Autor de ‘O Outro Lado do Paraíso’ precisa ver ‘Malhação: Viva a Diferença’
Em primeiro lugar, esperamos, do fundo da alma de quem torce por alguma lógica em histórias realistas, que Tônia (Patrícia Elizardo) não engravide graças à primeira relação sexual com o garimpeiro que acaba de conhecer em “O Outro Lado do Paraíso”. Na cena anterior do capítulo desta quinta, na novela das 9, não custa lembrar, a moça, que é ginecologista, lamentou a chegada da menstruação: “Droga, desceu pra mim”. E engravidar durante a menstruação, como se sabe desde as aulas de Ciências/Biologia do Ensino Fundamental, é mais complexo do que ganhar na Mega Sena.
O fato de ela sair do consultório para o bar, encontrar um estranho e dar corda até levá-lo para a cama, na sequência, pode até ser atribuído ao momento de alguém que sofreu uma desilusão amorosa e bebeu mais do que deveria. Uma mulher com pouca instrução saberia que essa seria uma ocasião improvável para fecundação, o que dirá uma médica especializada no assunto? Mas, de tão alcoolizada, Tônia nem faz questão do preservativo, como endossam as cenas de pegação.
Na cena em que descobre estar menstruada, Tônia atende a uma das moças do bordel e recomenda o uso de anticoncepcional (oi?) para evitar gravidez indesejada. Perdeu excelente oportunidade de falar sobre a necessidade do uso de preservativos, advertindo que métodos anticoncepcionais não inibem doenças sexualmente transmissíveis. Nesse momento, Walcyr Carrasco perdeu um gol de penalty sem barreira. Foi de chorar.
Não penso que novela tenha a obrigação de educar o povo, mas, já que exerce tanta influência sobre o comportamento do público, não custa buscar aqui e ali uma brecha para dar o recado sobre o que faz mal ou não deve se repetir em casa. Vai da competência do autor não transformar isso num Telecurso didático e pouco crível para o tom ficcional.
Glória Perez meteu a colher em tráfico de drogas, transexualidade, vício em jogo e o diabo, em “A Força do Querer”, sem perder a chance de explorar a complexidade de cada tema e de buscar a tolerância do espectador para cada assunto.
“Malhação: Viva a Diferença”, atualmente no ar, com a audiência lá em cima, é uma cartilha de utilidade pública por trás de uma história bem contada, com personagens bem formatados e críveis. Às cinco e meia da tarde, fala-se de racismo, gravidez precoce, homossexualidade, diversidade, amor livre, desigualdade social e outros problemas, de modo muito mais profundo e bem estruturado do que na novela das nove.

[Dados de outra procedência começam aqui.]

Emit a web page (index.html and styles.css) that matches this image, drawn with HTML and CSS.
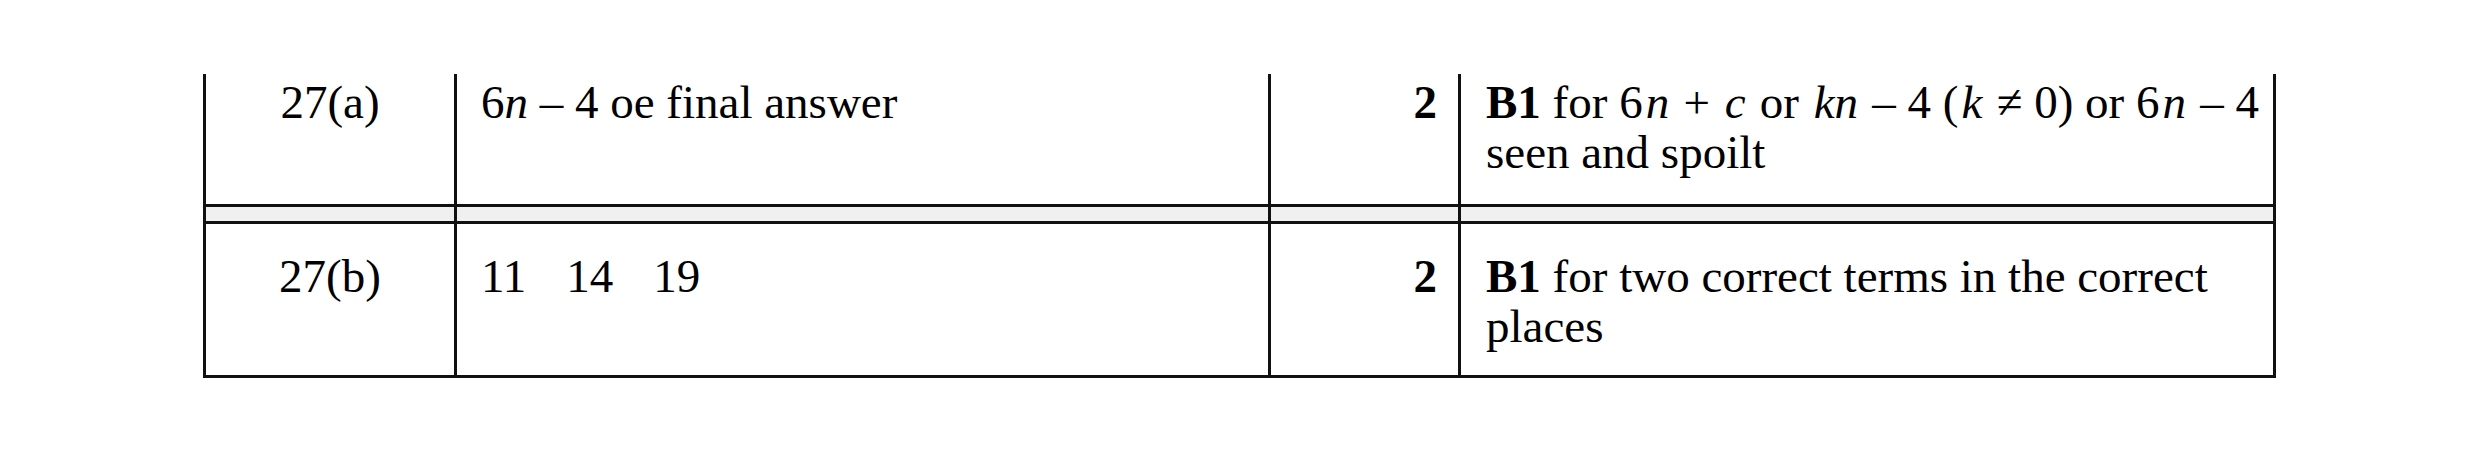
FILE: index.html
```html
<!DOCTYPE html>
<html>
<head>
<meta charset="utf-8">
<link rel="stylesheet" href="styles.css">
</head>
<body>
<div class="page">
  <table class="ms">
    <colgroup>
      <col class="c1"><col class="c2"><col class="c3"><col class="c4">
    </colgroup>
    <tbody>
      <tr class="first">
        <td class="q">27(a)</td>
        <td class="ans">6<i>n</i> – 4 oe final answer</td>
        <td class="mark">2</td>
        <td class="notes"><b>B1</b> for 6<i class="mv">n</i> + <i class="mv">c</i> or <i class="mv">kn</i> – 4 (<i class="mv">k</i> ≠ 0) or 6<i class="mv">n</i> – 4 seen and spoilt</td>
      </tr>
      <tr class="sep">
        <td><div class="gap"></div></td><td></td><td></td><td></td>
      </tr>
      <tr class="second">
        <td class="q">27(b)</td>
        <td class="ans"><span class="term">11</span><span class="term">14</span><span>19</span></td>
        <td class="mark">2</td>
        <td class="notes"><b>B1</b> for two correct terms in the correct places</td>
      </tr>
    </tbody>
  </table>
</div>
</body>
</html>
```

FILE: styles.css
```css
html, body {
  margin: 0;
  padding: 0;
  background: #ffffff;
}

.page {
  padding: 74px 0 0 203px;
}

.ms {
  border-collapse: collapse;
  table-layout: fixed;
  width: 2073px;
  font-family: "Liberation Serif", "Times New Roman", serif;
  font-size: 47px;
  line-height: 50px;
  color: #000;
}

.c1 { width: 251px; }
.c2 { width: 814px; }
.c3 { width: 190px; }
.c4 { width: 815px; }

.ms td {
  border-left: 3px solid #111;
  border-right: 3px solid #111;
  vertical-align: top;
  padding: 0;
}

.first td {
  padding-top: 3px;
  padding-bottom: 27px;
}

.second td {
  border-top: 3px solid #111;
  border-bottom: 3px solid #111;
  padding-top: 27px;
  padding-bottom: 24px;
}

.sep td {
  border-top: 3px solid #111;
  background: #f0f0f0;
  padding: 0;
}

.gap {
  height: 14px;
}

.q {
  text-align: center;
}

.ms td.ans {
  padding-left: 24px;
}

.ms td.mark {
  text-align: right;
  font-weight: bold;
  padding-right: 21px;
}

.ms td.notes {
  padding-left: 25px;
  padding-right: 12px;
}

.mv {
  padding: 0 2.5px 0 3px;
}

.term {
  margin-right: 40px;
}
```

Veja: não sou contra o fato de fumarem em cena, e bem que me incomodava muito o fato de terem abolido o cigarro das novelas, como se ele não existisse mais na vida social real. Depois de algum tempo, as novelas voltaram a se permitir um cigarro em cena, mas sempre na boca dos vilões. Era realmente ridículo. Fumar não determina o caráter da pessoa. Tampouco deve ser rifado da dramaturgia por ser “mau exemplo”. Por isso, acho louvável ver o garimpeiro do bem fumando, ok. Mas o talento do ficcionista pode e deve contrabalançar o vício com outras informações de advertência, repito, sem cair no tom do Telecurso.
“O Outro Lado do Paraíso” está no retrocesso que a novela consegue fazer na abordagem de tantos assuntos antes tratados com muito mais competência pela dramaturgia da Globo.